## What to do
Your copy of the material must match it exactly, except that pictures are dropped.

>> start

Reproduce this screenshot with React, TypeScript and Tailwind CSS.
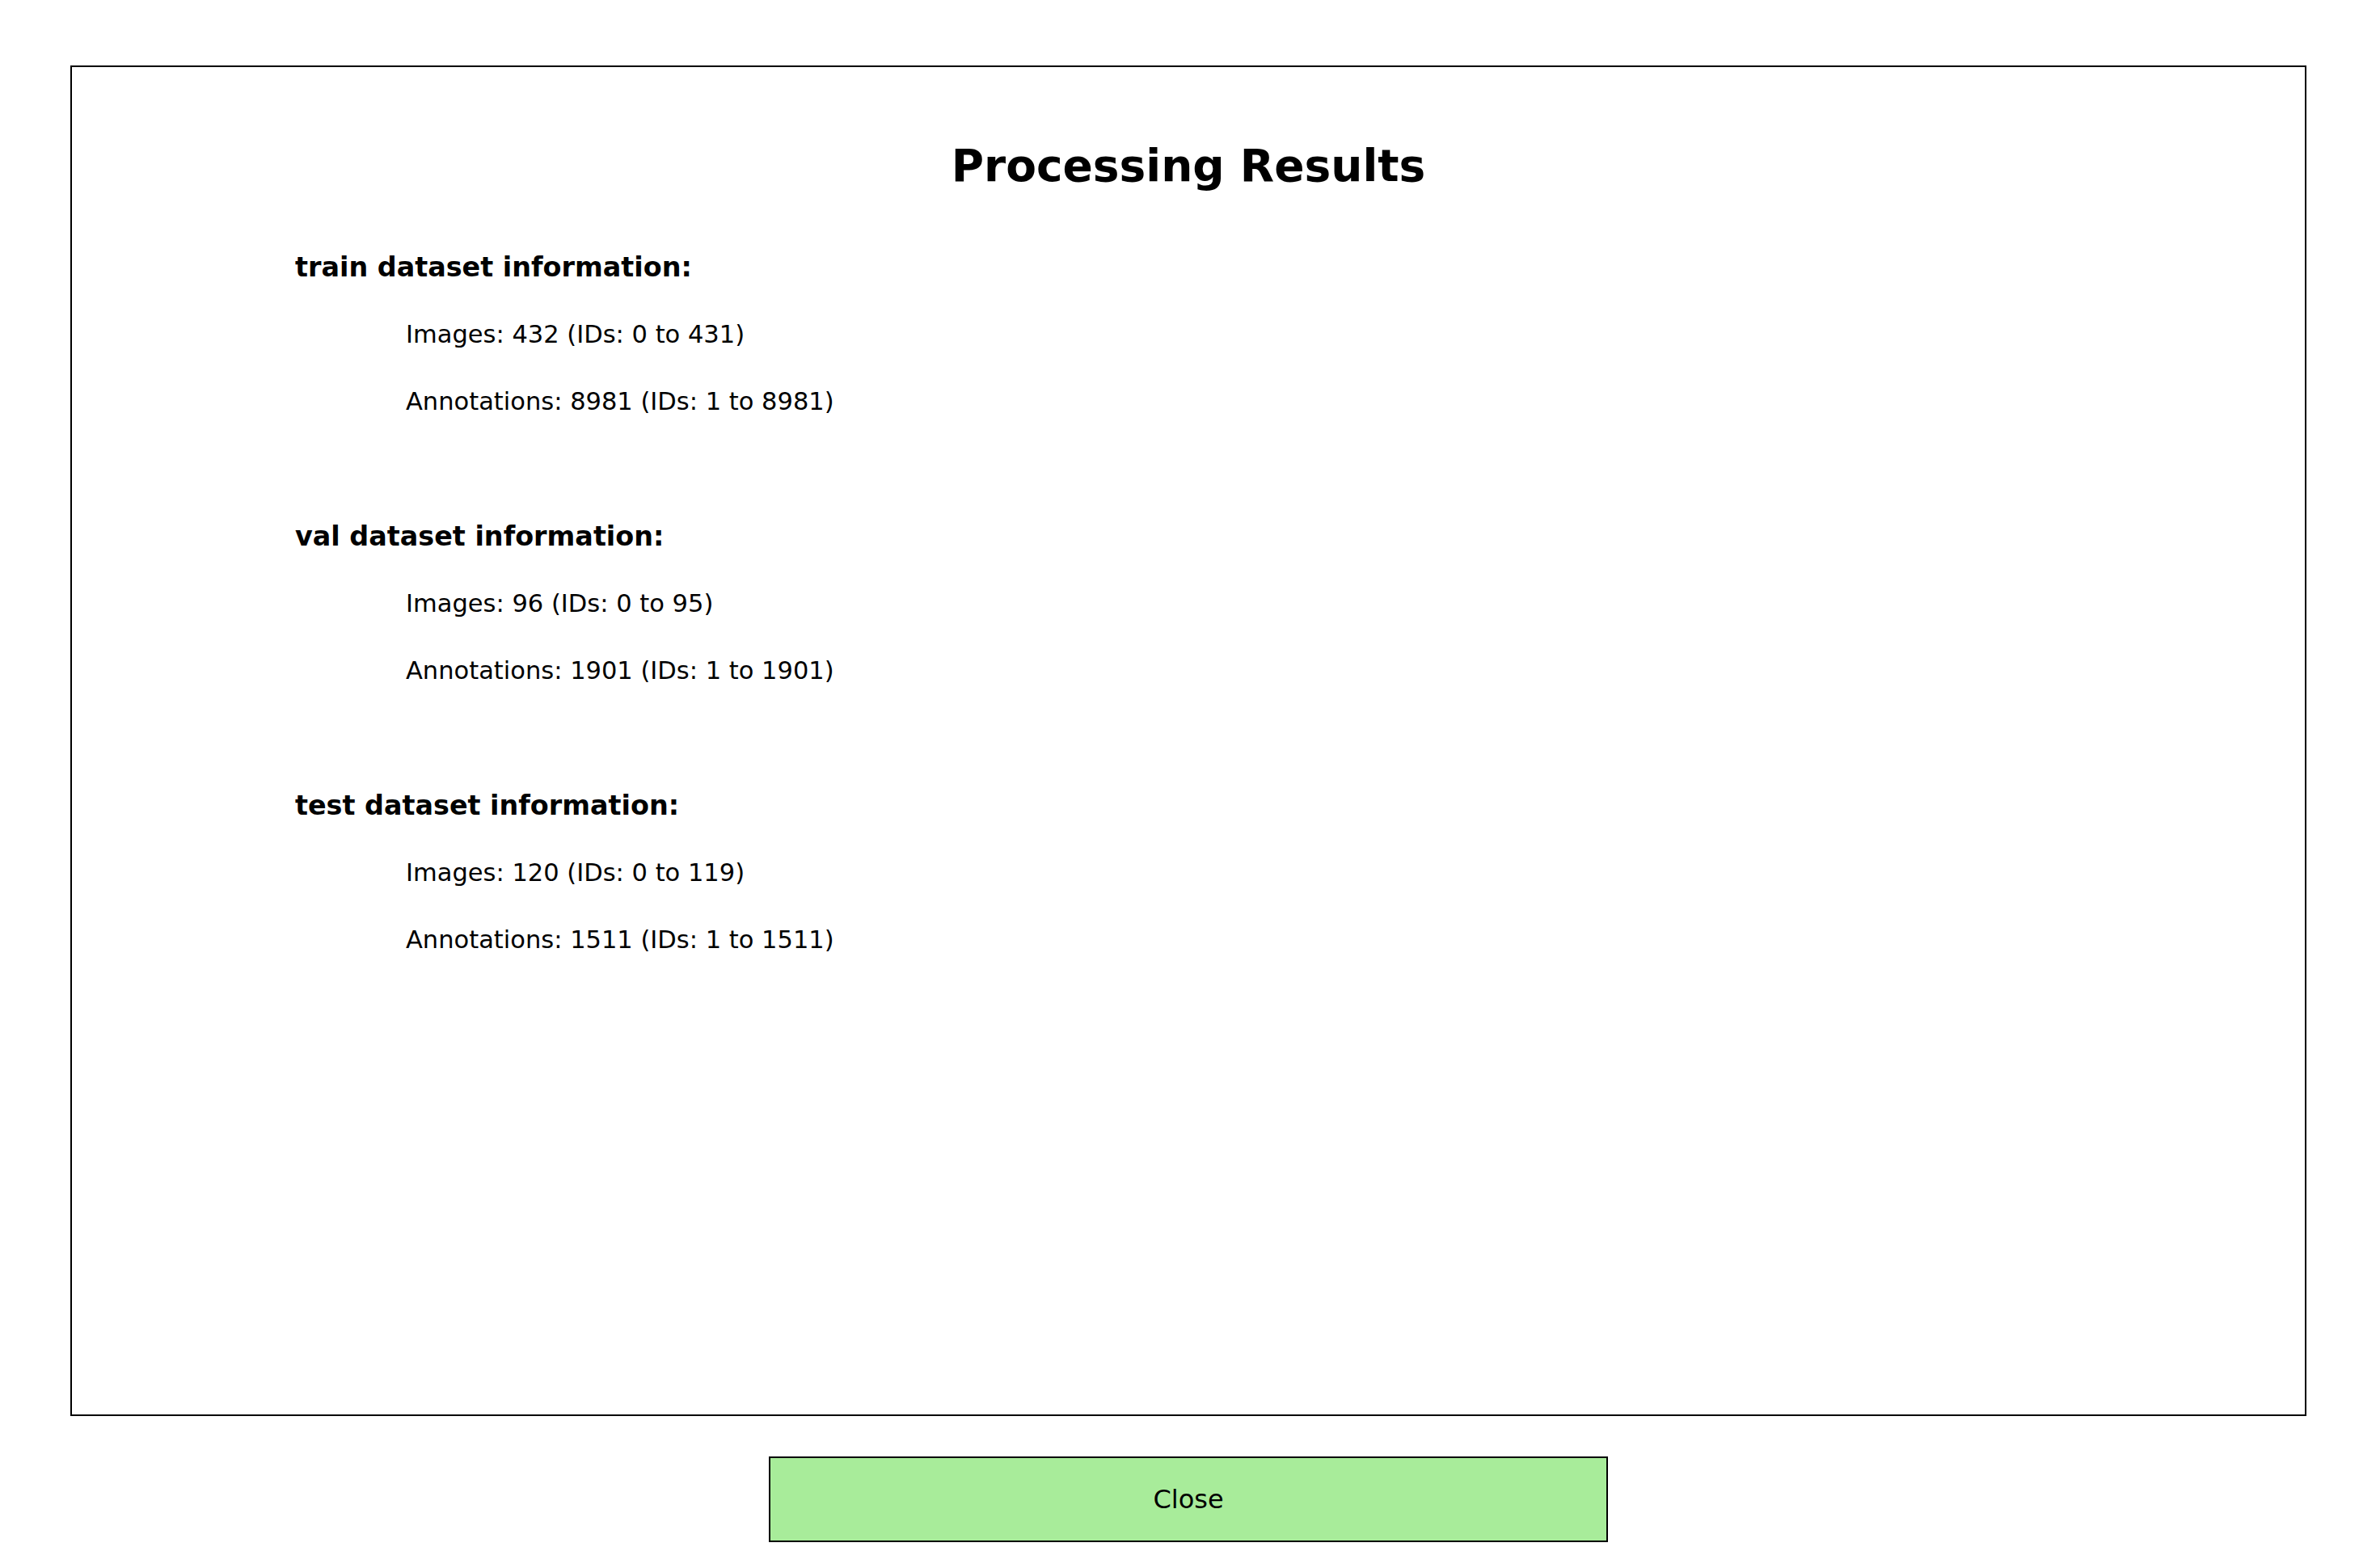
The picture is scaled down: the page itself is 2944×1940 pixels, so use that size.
const datasets = [
  { name: "train", images: 432, annotations: 8981 },
  { name: "val", images: 96, annotations: 1901 },
  { name: "test", images: 120, annotations: 1511 },
];

export default function App() {
  return (
    <div className="h-[1940px] w-[2944px] bg-white font-['DejaVu_Sans',sans-serif] text-black">
      <div className="ml-[87px] flex w-[2766px] flex-col items-center pt-[81px]">
        <div className="box-border h-[1671px] w-full border-2 border-black">
          <h1 className="mt-[94px] text-center text-[55px] font-bold leading-[56px]">
            Processing Results
          </h1>

          <div className="mt-[56px] pl-[276px]">
            {datasets.map((d, i) => (
              <div key={d.name} className={i > 0 ? "mt-[83.2px]" : ""}>
                <p className="text-[33.4px] font-bold leading-[83.2px]">
                  {d.name} dataset information:
                </p>
                <p className="pl-[137px] text-[30.5px] leading-[83.2px]">
                  Images: {d.images} (IDs: 0 to {d.images - 1})
                </p>
                <p className="pl-[137px] text-[30.5px] leading-[83.2px]">
                  Annotations: {d.annotations} (IDs: 1 to {d.annotations})
                </p>
              </div>
            ))}
          </div>
        </div>

        <button
          type="button"
          className="mt-[50px] box-border h-[106px] w-[1038px] border-2 border-black bg-[#a8ec9a] text-[32px] leading-none"
        >
          Close
        </button>
      </div>
    </div>
  );
}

>> end

## Solution for this task
Reproduce this screenshot with React, TypeScript and Tailwind CSS.
The picture is scaled down: the page itself is 2944×1940 pixels, so use that size.
const datasets = [
  { name: "train", images: 432, annotations: 8981 },
  { name: "val", images: 96, annotations: 1901 },
  { name: "test", images: 120, annotations: 1511 },
];

export default function App() {
  return (
    <div className="h-[1940px] w-[2944px] bg-white font-['DejaVu_Sans',sans-serif] text-black">
      <div className="ml-[87px] flex w-[2766px] flex-col items-center pt-[81px]">
        <div className="box-border h-[1671px] w-full border-2 border-black">
          <h1 className="mt-[94px] text-center text-[55px] font-bold leading-[56px]">
            Processing Results
          </h1>

          <div className="mt-[56px] pl-[276px]">
            {datasets.map((d, i) => (
              <div key={d.name} className={i > 0 ? "mt-[83.2px]" : ""}>
                <p className="text-[33.4px] font-bold leading-[83.2px]">
                  {d.name} dataset information:
                </p>
                <p className="pl-[137px] text-[30.5px] leading-[83.2px]">
                  Images: {d.images} (IDs: 0 to {d.images - 1})
                </p>
                <p className="pl-[137px] text-[30.5px] leading-[83.2px]">
                  Annotations: {d.annotations} (IDs: 1 to {d.annotations})
                </p>
              </div>
            ))}
          </div>
        </div>

        <button
          type="button"
          className="mt-[50px] box-border h-[106px] w-[1038px] border-2 border-black bg-[#a8ec9a] text-[32px] leading-none"
        >
          Close
        </button>
      </div>
    </div>
  );
}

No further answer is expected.